Once the problem class is initialized we need to write the differential
equation in PINA language. For doing this we need to load the pina
operators found in ``pina.operators`` module. Let’s again consider the
Equation (1) and try to write the PINA model class:

.. code:: ipython3

    from pina.problem import SpatialProblem
    from pina.operators import grad
    from pina.geometry import CartesianDomain
    from pina.equation import Equation
    from pina import Condition
    
    import torch
    
    
    class SimpleODE(SpatialProblem):
    
        output_variables = ['u']
        spatial_domain = CartesianDomain({'x': [0, 1]})
    
        # defining the ode equation
        def ode_equation(input_, output_):
    
            # computing the derivative
            u_x = grad(output_, input_, components=['u'], d=['x'])
    
            # extracting u input variable
            u = output_.extract(['u'])
    
            # calculate residual and return it
            return u_x - u
    
        # defining initial condition
        def initial_condition(input_, output_):
            
            # setting initial value
            value = 1.0
    
            # extracting u input variable
            u = output_.extract(['u'])
    
            # calculate residual and return it
            return u - value
    
        # Conditions to hold
        conditions = {
            'x0': Condition(location=CartesianDomain({'x': 0.}), equation=Equation(initial_condition)),
            'D': Condition(location=CartesianDomain({'x': [0, 1]}), equation=Equation(ode_equation)),
        }
    
        # defining true solution
        def truth_solution(self, pts):
            return torch.exp(pts.extract(['x']))

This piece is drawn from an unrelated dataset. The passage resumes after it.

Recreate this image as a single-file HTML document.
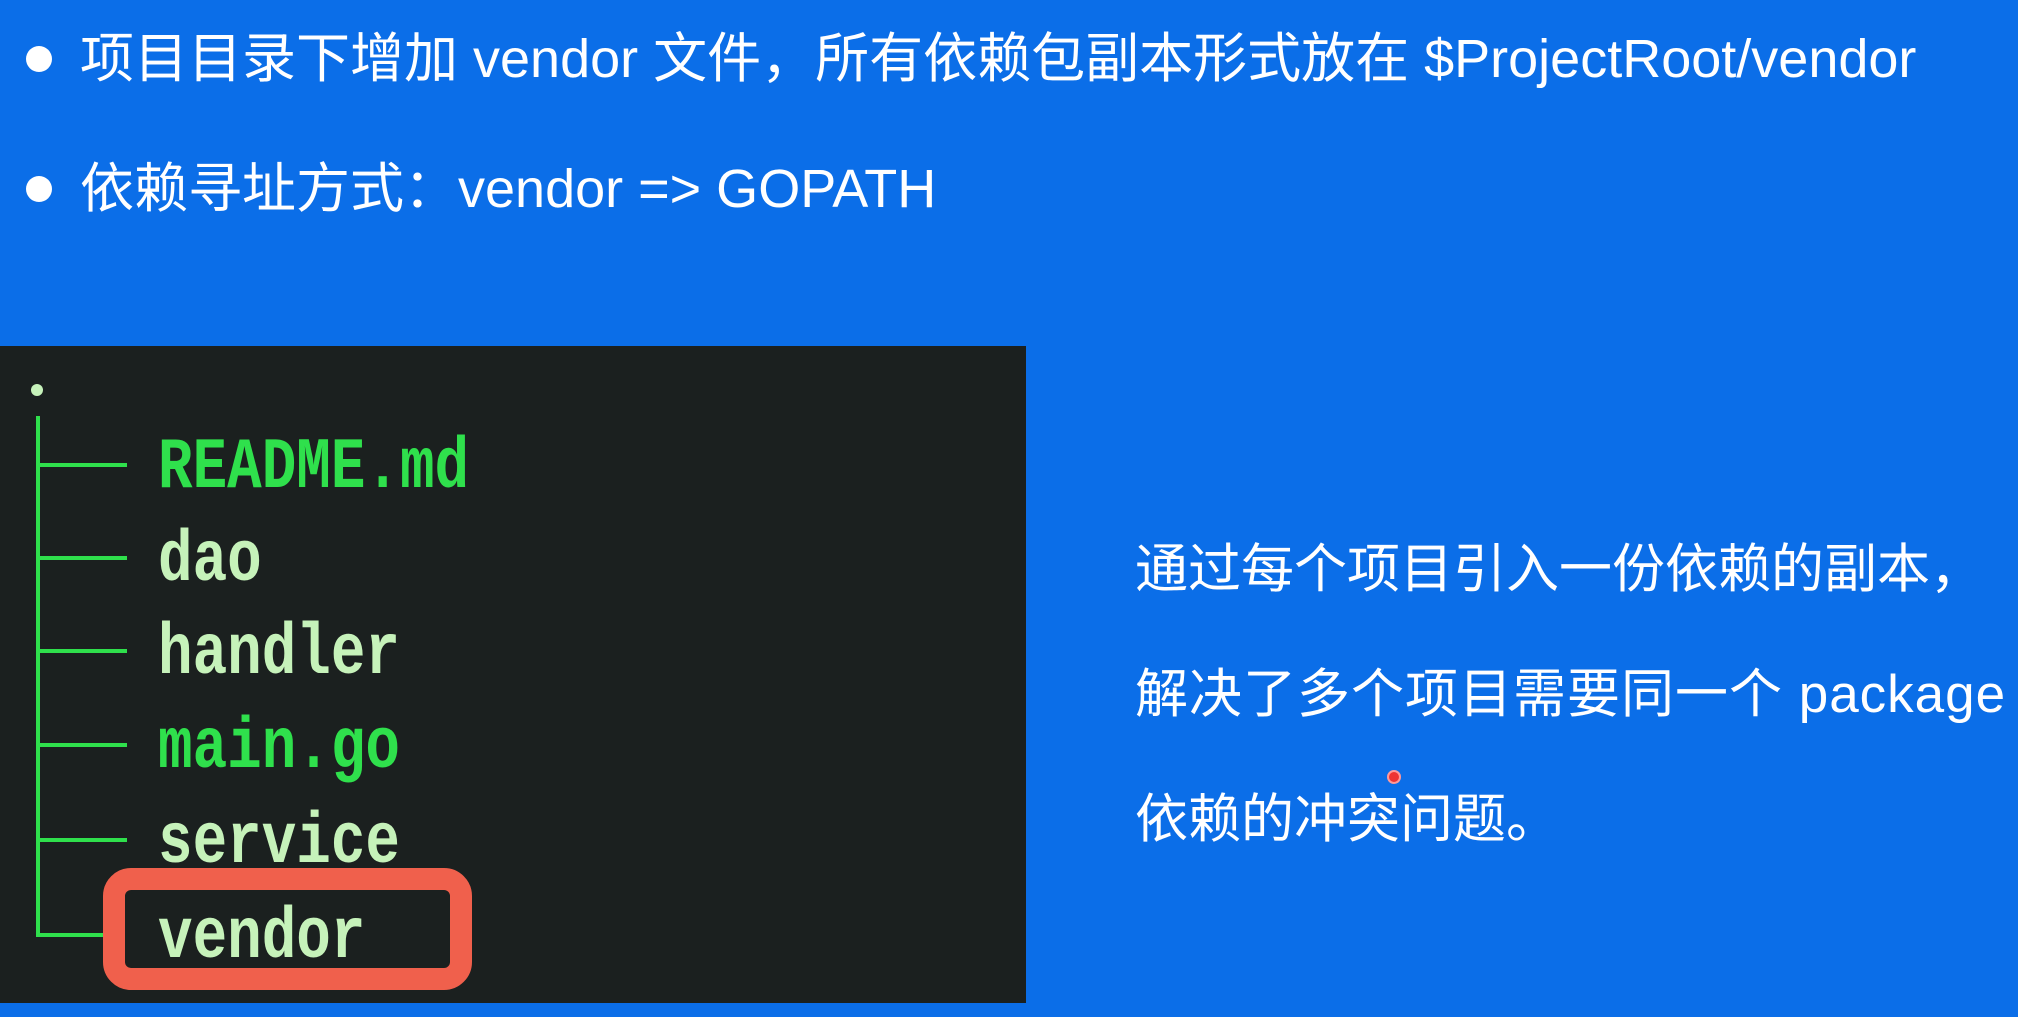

After the defition of the Class we need to write different class
methods, where each method is a function returning a residual. This
functions are the ones minimized during the PINN optimization, for the
different conditions. For example, in the domain :math:`(0,1)` the ODE
equation (``ode_equation``) must be satisfied, so we write it by putting
all the ODE equation on the right hand side, such that we return the
zero residual. This is done for all the conditions (``ode_equation``,
``initial_condition``). Notice that we do not pass directly a ``python``
function, but an ``Equation`` object, which is initialized with the
``python`` function. This is done so that all the computations, and
internal checks are done inside PINA.

Once we have defined the function we need to tell the network where
these methods have to be applied. For doing this we use the class
``Condition``. In ``Condition`` we pass the location points and the
function to be minimized on those points (other possibilities are
allowed, see the documentation for reference).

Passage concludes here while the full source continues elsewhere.